Sie und Cooper wussten nicht — noch nicht —, dass zwei Tage zuvor in Luzon, auf der anderen Seite der Erde, ein philippinischer Milliardär, von dem sie beide noch nie gehört hatten, beschlossen hatte, das Problem selbst in die Hand zu nehmen, ohne das Militär, die UNO, Klimaforscher oder sonst irgendjemanden zu konsultieren. Die ersten Berichte darüber hörten sie erst, als sie wieder im Wagen saßen. Die Presse versah das Wort »Milliardär« mit dem Beiwort »zwielichtig«, als könnte das seine Tat erklären oder entschuldigen, oder als wären nicht alle Milliardäre zwielichtig. Es war so einfach, wie Elytra gesagt hatte. Der Milliardär war ein enger Vertrauter der philippinischen Präsidentin Sara Duterte, die ihm, ohne viele Fragen zu stellen, die Benutzung eines Militärflughafens erlaubt hatte, von wo er sechs umgebaute Gulfstream-Jets in die untere Schicht der Stratosphäre hatte aufsteigen und einen feinen Nebel aus Schwefelsäure versprühen lassen, der sich mit Wasserdampf zu Sulfataerosolen verbunden hatte. Wie das Schwefeldioxid, das der Pinatubo ausgestoßen hatte, bewirkten diese Partikel schon jetzt, als Ottilie und Cooper auf Zecken achteten und den Berghang zu dem Kiefernwäldchen hinaufstiegen, dass ein Prozent der Sonnenenergie ins Weltall reflektiert wurde. Ein Prozent, mehr brauchte es nicht, um eine Abkühlung zu bewirken, auch wenn das Ende der Hitzewelle — dieser Hitzewelle jedenfalls — keine direkte Folge dieser Aktion war. Dass die Partikel die Streuung der elektromagnetischen Strahlung beeinflussten, so dass der Himmel eher weiß als blau erschien, war eine Nebenwirkung, mit der man leben konnte. Oder?
So richtig warm bin ich mit dieser Mittelschichtfamilie nicht geworden.


melden

T. C. Boyle - Blue Skies

17.02.2025 um 00:07
Hallo lieber Narrenschiffer,

Danke für Deine immer interessanten Buchzusammenfassungen und Bewertungen:-)
Hast Du mal "Wassermusik" von T.C. Boyle gelesen? War mein 1. von ihm, ich fand es richtig gut und spannend, mit weiteren Büchern von ihm, wurde ich auch nicht mehr "warm", habe dann aufgehört, ihn zu lesen.

Grüße


melden

T. C. Boyle - Blue Skies

17.02.2025 um 00:19
@puzzlepiece

Vielen Dank für die netten Worte! Dies war mein erster Boyle, den ich gelesen habe.
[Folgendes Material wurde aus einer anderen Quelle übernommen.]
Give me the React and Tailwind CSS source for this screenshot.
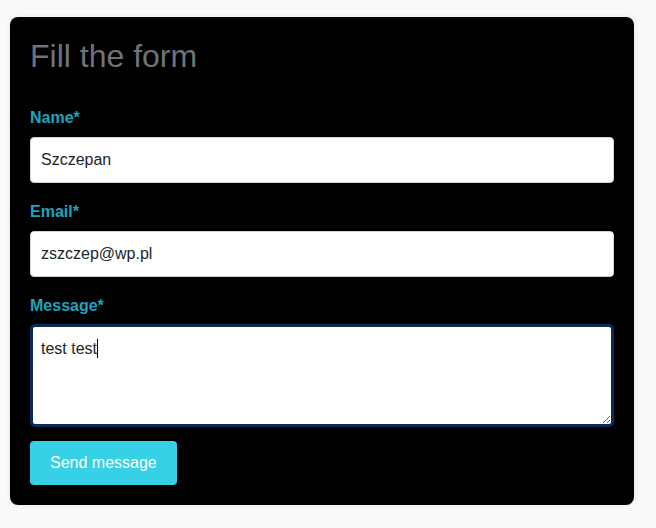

Ganz verstehe ich auch nicht die Kritik auf der NDR-Seite:
Unfassbar komisch beschreibt T.C. Boyle, wie seine Figuren in unserer Gegenwart um ihre Leben und ums Überleben kämpfen
Komisch habe ich nichts in diesem Roman gefunden, sondern für mich lauter hilflose Leute, die dauernd irgendwelche Sekt-Partys feiern, während sie absaufen (Florida) oder abbrennen (Kalifornien) bzw. mit Verstümmelungen und Arbeitslosigkeit (Cooper) oder Obdachlosigkeit (Cat) zurandekommen sollten.

Boyle selber versucht diesen Roman als halblustig anzupreisen:
Is this funny? Well, yes, in the grim way of satire. The Insect Apocalypse is upon us (in reality and in the novel too), so there goes that food resource, and Cat, an influencer who feels she can get attention online by acquiring a pet python and wearing it round her neck like a feather boa, doesn’t quite appreciate the consequences of taking nature for granted. Though we may try to deny it, the fact is that we are all creatures defined and limited by our environment and no matter what climatological changes come our way, we must find a means of adapting, as Ottilie tries so fervently to do by serving up her cricket fritters and mescal-worm tacos. Bon Apétit.
Quelle: tcboyle.com

Eine humoreske Apokalypse funktioniert nicht, meiner Ansicht nach.